[Begin ROWS]
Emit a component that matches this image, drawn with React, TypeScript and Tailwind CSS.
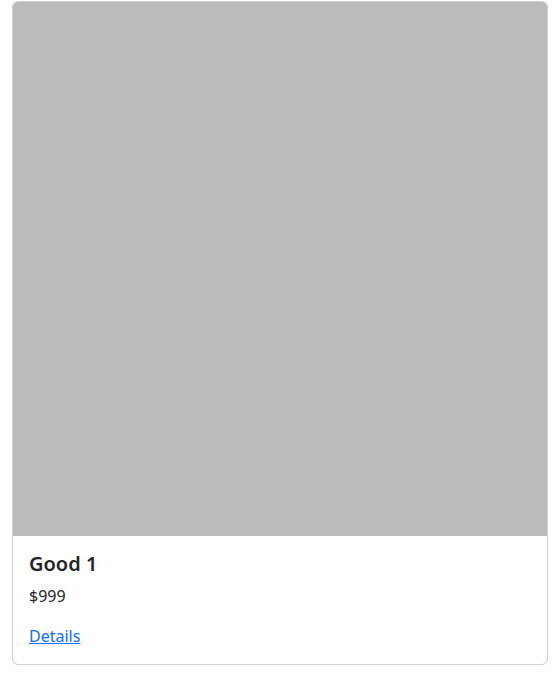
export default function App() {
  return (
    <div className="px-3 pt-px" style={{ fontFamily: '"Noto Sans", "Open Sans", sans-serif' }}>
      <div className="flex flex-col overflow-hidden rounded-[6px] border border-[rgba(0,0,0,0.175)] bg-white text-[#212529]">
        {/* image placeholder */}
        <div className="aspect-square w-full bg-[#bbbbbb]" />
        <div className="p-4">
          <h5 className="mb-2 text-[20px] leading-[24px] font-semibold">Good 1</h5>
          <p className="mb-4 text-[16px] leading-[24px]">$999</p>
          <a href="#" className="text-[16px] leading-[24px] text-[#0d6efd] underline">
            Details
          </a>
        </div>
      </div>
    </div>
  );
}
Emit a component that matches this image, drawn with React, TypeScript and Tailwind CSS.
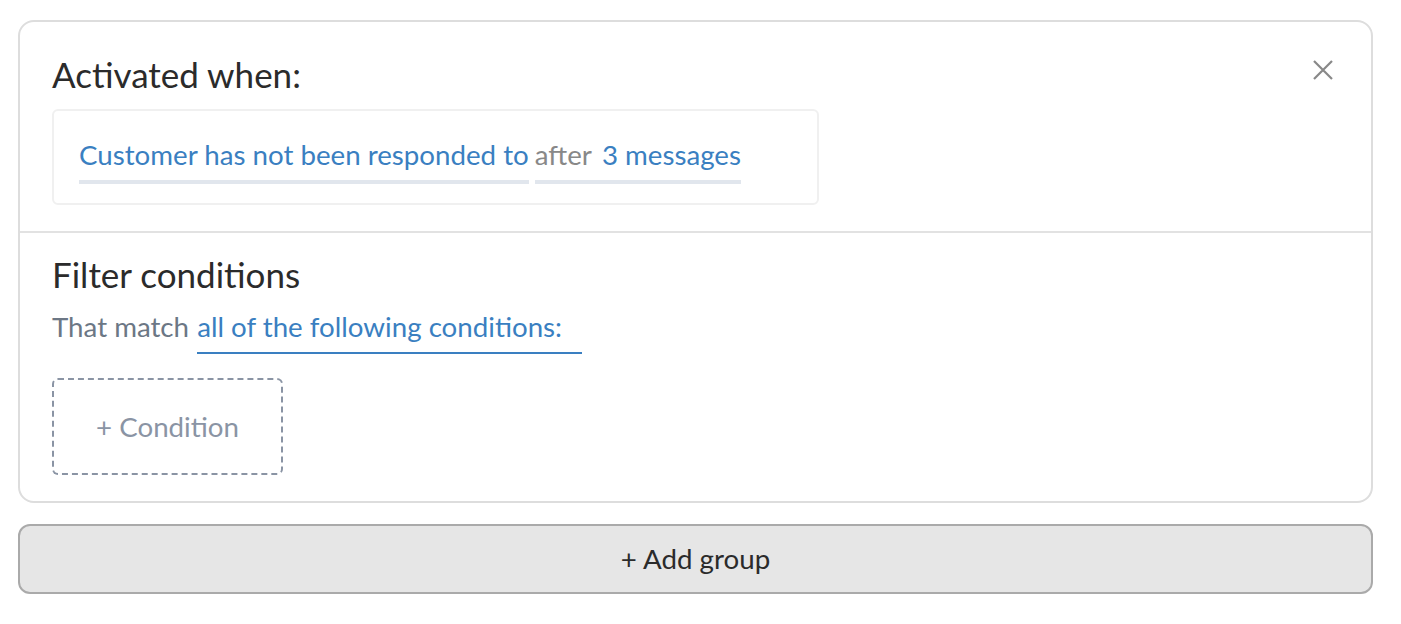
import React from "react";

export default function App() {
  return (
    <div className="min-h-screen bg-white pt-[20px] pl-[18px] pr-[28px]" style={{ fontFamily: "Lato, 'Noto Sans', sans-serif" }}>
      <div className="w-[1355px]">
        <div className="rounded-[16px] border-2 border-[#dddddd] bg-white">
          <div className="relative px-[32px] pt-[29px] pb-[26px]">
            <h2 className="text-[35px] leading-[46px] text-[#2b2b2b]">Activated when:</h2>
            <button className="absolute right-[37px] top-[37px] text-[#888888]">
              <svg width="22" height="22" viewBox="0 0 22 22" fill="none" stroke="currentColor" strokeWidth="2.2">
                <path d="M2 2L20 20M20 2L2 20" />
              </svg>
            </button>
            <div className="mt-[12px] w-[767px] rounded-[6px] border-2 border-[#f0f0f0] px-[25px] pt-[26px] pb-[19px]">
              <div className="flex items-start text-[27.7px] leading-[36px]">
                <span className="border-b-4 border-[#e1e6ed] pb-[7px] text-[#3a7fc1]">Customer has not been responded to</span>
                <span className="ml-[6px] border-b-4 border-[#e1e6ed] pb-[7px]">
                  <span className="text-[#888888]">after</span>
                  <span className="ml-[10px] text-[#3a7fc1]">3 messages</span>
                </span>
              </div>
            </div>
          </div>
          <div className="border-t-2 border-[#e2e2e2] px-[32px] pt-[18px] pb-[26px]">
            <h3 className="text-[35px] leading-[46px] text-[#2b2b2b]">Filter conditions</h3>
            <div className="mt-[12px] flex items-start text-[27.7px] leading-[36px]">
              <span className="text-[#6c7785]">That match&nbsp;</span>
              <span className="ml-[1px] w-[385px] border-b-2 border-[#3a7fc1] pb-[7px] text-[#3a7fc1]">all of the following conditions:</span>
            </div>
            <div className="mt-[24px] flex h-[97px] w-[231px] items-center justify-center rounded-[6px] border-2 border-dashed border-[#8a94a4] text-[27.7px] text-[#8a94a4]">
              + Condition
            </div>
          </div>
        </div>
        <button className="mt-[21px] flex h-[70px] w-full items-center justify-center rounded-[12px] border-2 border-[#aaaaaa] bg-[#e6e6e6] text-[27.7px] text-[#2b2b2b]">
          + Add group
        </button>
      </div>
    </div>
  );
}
[End ROWS]
Can you restate all the records above word for word while dropping the pictures?

### SOLUTION BELOW:
Emit a component that matches this image, drawn with React, TypeScript and Tailwind CSS.
export default function App() {
  return (
    <div className="px-3 pt-px" style={{ fontFamily: '"Noto Sans", "Open Sans", sans-serif' }}>
      <div className="flex flex-col overflow-hidden rounded-[6px] border border-[rgba(0,0,0,0.175)] bg-white text-[#212529]">
        {/* image placeholder */}
        <div className="aspect-square w-full bg-[#bbbbbb]" />
        <div className="p-4">
          <h5 className="mb-2 text-[20px] leading-[24px] font-semibold">Good 1</h5>
          <p className="mb-4 text-[16px] leading-[24px]">$999</p>
          <a href="#" className="text-[16px] leading-[24px] text-[#0d6efd] underline">
            Details
          </a>
        </div>
      </div>
    </div>
  );
}
Emit a component that matches this image, drawn with React, TypeScript and Tailwind CSS.
import React from "react";

export default function App() {
  return (
    <div className="min-h-screen bg-white pt-[20px] pl-[18px] pr-[28px]" style={{ fontFamily: "Lato, 'Noto Sans', sans-serif" }}>
      <div className="w-[1355px]">
        <div className="rounded-[16px] border-2 border-[#dddddd] bg-white">
          <div className="relative px-[32px] pt-[29px] pb-[26px]">
            <h2 className="text-[35px] leading-[46px] text-[#2b2b2b]">Activated when:</h2>
            <button className="absolute right-[37px] top-[37px] text-[#888888]">
              <svg width="22" height="22" viewBox="0 0 22 22" fill="none" stroke="currentColor" strokeWidth="2.2">
                <path d="M2 2L20 20M20 2L2 20" />
              </svg>
            </button>
            <div className="mt-[12px] w-[767px] rounded-[6px] border-2 border-[#f0f0f0] px-[25px] pt-[26px] pb-[19px]">
              <div className="flex items-start text-[27.7px] leading-[36px]">
                <span className="border-b-4 border-[#e1e6ed] pb-[7px] text-[#3a7fc1]">Customer has not been responded to</span>
                <span className="ml-[6px] border-b-4 border-[#e1e6ed] pb-[7px]">
                  <span className="text-[#888888]">after</span>
                  <span className="ml-[10px] text-[#3a7fc1]">3 messages</span>
                </span>
              </div>
            </div>
          </div>
          <div className="border-t-2 border-[#e2e2e2] px-[32px] pt-[18px] pb-[26px]">
            <h3 className="text-[35px] leading-[46px] text-[#2b2b2b]">Filter conditions</h3>
            <div className="mt-[12px] flex items-start text-[27.7px] leading-[36px]">
              <span className="text-[#6c7785]">That match&nbsp;</span>
              <span className="ml-[1px] w-[385px] border-b-2 border-[#3a7fc1] pb-[7px] text-[#3a7fc1]">all of the following conditions:</span>
            </div>
            <div className="mt-[24px] flex h-[97px] w-[231px] items-center justify-center rounded-[6px] border-2 border-dashed border-[#8a94a4] text-[27.7px] text-[#8a94a4]">
              + Condition
            </div>
          </div>
        </div>
        <button className="mt-[21px] flex h-[70px] w-full items-center justify-center rounded-[12px] border-2 border-[#aaaaaa] bg-[#e6e6e6] text-[27.7px] text-[#2b2b2b]">
          + Add group
        </button>
      </div>
    </div>
  );
}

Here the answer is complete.